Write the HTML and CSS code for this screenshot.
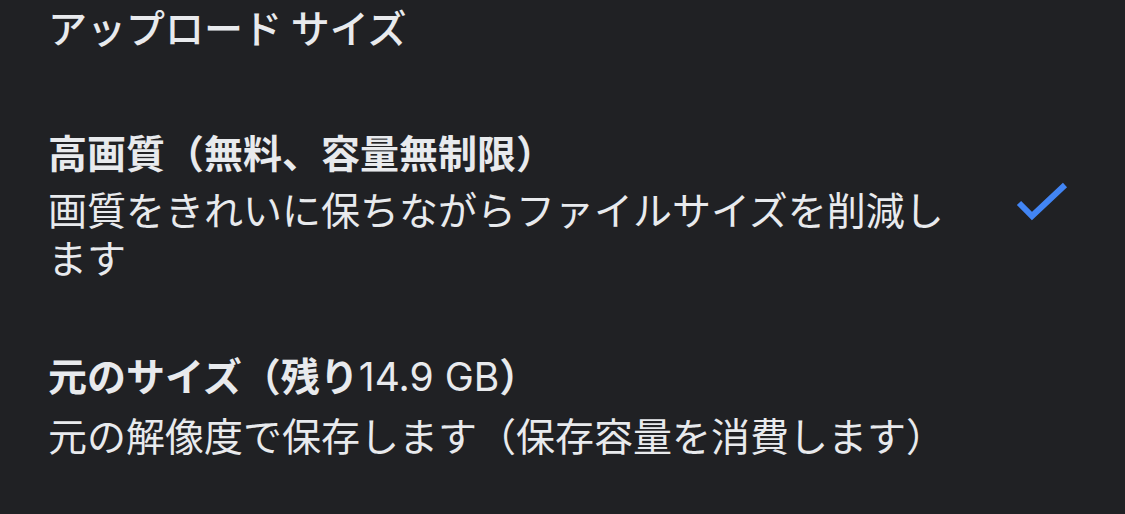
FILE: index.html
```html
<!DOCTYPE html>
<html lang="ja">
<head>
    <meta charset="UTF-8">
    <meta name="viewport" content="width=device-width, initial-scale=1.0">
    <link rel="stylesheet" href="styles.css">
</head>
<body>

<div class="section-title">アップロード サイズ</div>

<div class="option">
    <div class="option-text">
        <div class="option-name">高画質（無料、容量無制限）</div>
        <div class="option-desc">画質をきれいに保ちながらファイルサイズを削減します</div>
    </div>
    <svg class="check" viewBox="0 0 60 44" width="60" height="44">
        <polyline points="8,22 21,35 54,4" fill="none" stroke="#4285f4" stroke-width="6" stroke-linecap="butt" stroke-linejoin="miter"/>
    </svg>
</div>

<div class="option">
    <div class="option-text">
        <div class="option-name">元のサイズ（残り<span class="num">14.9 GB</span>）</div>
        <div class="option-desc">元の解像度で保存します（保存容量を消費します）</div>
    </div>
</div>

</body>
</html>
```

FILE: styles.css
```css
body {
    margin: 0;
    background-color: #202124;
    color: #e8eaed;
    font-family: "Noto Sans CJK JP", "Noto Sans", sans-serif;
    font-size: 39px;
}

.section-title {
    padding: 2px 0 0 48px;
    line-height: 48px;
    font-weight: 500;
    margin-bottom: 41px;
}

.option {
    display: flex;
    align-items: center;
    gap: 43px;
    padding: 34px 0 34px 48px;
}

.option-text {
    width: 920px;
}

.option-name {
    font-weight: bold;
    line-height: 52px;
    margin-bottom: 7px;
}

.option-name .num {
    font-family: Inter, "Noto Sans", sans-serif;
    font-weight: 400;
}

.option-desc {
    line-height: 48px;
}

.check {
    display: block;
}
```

══════

Written problem →
Omit the pictures, then output the rest of the listing exactly.

Exercise response →
Write the HTML and CSS code for this screenshot.
FILE: index.html
```html
<!DOCTYPE html>
<html lang="ja">
<head>
    <meta charset="UTF-8">
    <meta name="viewport" content="width=device-width, initial-scale=1.0">
    <link rel="stylesheet" href="styles.css">
</head>
<body>

<div class="section-title">アップロード サイズ</div>

<div class="option">
    <div class="option-text">
        <div class="option-name">高画質（無料、容量無制限）</div>
        <div class="option-desc">画質をきれいに保ちながらファイルサイズを削減します</div>
    </div>
    <svg class="check" viewBox="0 0 60 44" width="60" height="44">
        <polyline points="8,22 21,35 54,4" fill="none" stroke="#4285f4" stroke-width="6" stroke-linecap="butt" stroke-linejoin="miter"/>
    </svg>
</div>

<div class="option">
    <div class="option-text">
        <div class="option-name">元のサイズ（残り<span class="num">14.9 GB</span>）</div>
        <div class="option-desc">元の解像度で保存します（保存容量を消費します）</div>
    </div>
</div>

</body>
</html>
```

FILE: styles.css
```css
body {
    margin: 0;
    background-color: #202124;
    color: #e8eaed;
    font-family: "Noto Sans CJK JP", "Noto Sans", sans-serif;
    font-size: 39px;
}

.section-title {
    padding: 2px 0 0 48px;
    line-height: 48px;
    font-weight: 500;
    margin-bottom: 41px;
}

.option {
    display: flex;
    align-items: center;
    gap: 43px;
    padding: 34px 0 34px 48px;
}

.option-text {
    width: 920px;
}

.option-name {
    font-weight: bold;
    line-height: 52px;
    margin-bottom: 7px;
}

.option-name .num {
    font-family: Inter, "Noto Sans", sans-serif;
    font-weight: 400;
}

.option-desc {
    line-height: 48px;
}

.check {
    display: block;
}
```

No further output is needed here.